» Data listing:
..........

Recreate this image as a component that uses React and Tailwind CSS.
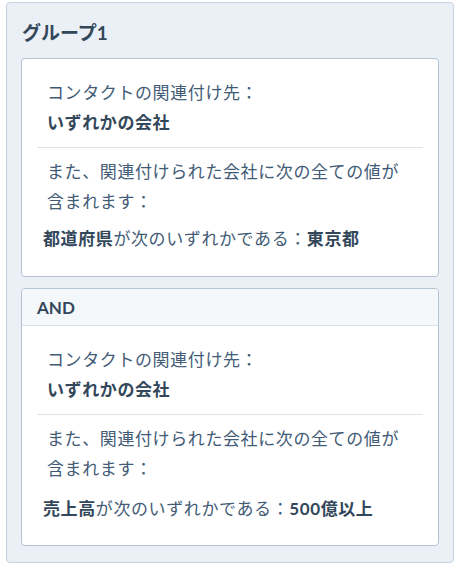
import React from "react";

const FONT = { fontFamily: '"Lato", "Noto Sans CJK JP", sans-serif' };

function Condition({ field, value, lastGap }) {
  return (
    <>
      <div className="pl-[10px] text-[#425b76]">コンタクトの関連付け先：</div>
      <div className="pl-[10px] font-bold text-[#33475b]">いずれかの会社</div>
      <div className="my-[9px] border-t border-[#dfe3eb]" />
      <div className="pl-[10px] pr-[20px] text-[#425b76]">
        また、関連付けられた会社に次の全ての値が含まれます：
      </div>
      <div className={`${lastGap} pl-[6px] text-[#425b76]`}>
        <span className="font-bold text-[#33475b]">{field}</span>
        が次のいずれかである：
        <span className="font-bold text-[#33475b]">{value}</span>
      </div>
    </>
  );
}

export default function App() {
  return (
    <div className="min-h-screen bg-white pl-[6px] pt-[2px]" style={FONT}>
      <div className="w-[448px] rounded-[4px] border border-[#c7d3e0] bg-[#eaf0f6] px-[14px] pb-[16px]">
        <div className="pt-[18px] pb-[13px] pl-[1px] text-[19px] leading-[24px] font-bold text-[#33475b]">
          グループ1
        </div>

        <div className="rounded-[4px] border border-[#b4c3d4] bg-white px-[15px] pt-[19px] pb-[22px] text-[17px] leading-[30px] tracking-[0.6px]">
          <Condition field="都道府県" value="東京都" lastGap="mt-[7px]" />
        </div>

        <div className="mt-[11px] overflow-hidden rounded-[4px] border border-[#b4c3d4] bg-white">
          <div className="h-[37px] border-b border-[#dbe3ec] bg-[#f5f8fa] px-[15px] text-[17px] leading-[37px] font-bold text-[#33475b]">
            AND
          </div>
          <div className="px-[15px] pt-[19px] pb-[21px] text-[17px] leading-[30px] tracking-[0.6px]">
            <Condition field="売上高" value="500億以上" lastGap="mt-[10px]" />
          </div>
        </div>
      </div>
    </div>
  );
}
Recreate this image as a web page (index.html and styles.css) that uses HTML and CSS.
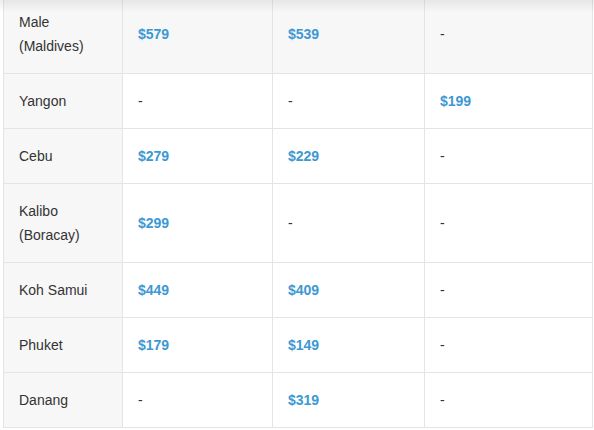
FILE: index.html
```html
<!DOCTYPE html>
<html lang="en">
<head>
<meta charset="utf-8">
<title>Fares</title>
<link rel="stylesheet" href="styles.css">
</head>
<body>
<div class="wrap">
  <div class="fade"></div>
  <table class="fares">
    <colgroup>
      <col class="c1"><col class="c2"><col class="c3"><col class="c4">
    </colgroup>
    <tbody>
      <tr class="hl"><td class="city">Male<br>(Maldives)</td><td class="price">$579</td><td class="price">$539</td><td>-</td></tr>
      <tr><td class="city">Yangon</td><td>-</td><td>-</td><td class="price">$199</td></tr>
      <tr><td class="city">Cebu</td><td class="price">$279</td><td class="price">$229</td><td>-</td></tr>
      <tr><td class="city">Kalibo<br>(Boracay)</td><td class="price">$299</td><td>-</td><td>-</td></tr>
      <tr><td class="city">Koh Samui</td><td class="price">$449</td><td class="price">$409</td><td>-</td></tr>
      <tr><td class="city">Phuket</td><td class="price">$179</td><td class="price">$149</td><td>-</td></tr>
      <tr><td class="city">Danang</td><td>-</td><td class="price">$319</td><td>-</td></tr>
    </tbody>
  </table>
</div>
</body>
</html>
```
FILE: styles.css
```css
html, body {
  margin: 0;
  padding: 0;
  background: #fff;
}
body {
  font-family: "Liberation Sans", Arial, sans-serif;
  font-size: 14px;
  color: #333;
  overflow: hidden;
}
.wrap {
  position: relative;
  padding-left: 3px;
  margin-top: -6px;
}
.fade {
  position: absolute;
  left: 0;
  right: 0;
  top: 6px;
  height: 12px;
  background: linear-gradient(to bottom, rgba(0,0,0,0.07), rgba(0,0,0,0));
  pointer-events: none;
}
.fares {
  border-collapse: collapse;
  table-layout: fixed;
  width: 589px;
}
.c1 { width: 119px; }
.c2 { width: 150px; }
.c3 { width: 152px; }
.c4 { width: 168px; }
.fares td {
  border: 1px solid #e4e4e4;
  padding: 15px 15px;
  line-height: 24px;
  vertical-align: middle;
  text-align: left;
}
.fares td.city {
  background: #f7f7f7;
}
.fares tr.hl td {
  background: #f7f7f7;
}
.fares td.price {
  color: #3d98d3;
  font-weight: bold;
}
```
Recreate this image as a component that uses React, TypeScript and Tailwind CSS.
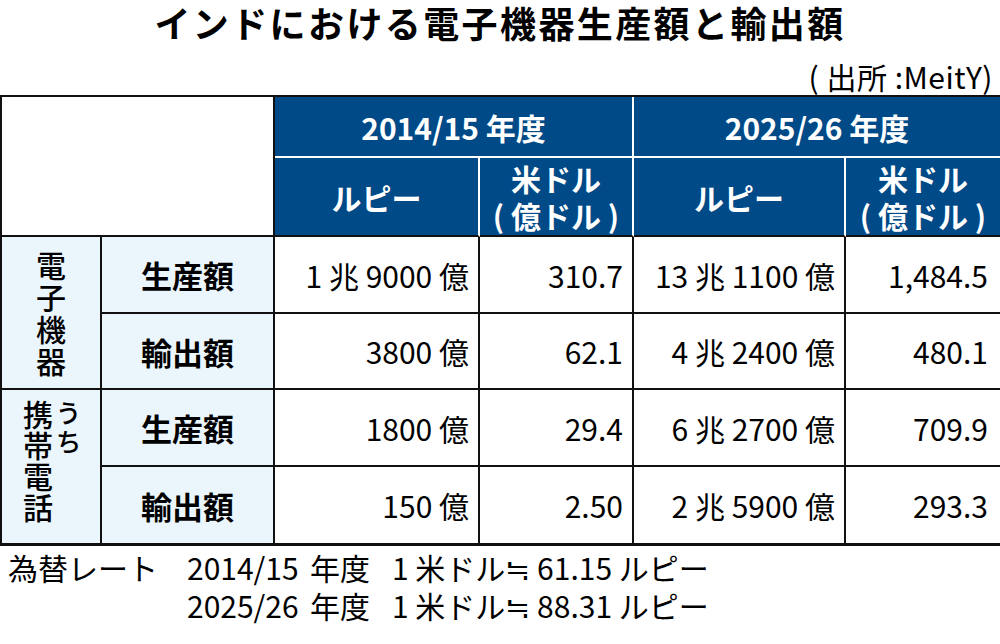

..........

» Exercise directions: Extract every line containing the string "Recreate" from the material.

» Completed task:
Recreate this image as a component that uses React and Tailwind CSS.
Recreate this image as a web page (index.html and styles.css) that uses HTML and CSS.
Recreate this image as a component that uses React, TypeScript and Tailwind CSS.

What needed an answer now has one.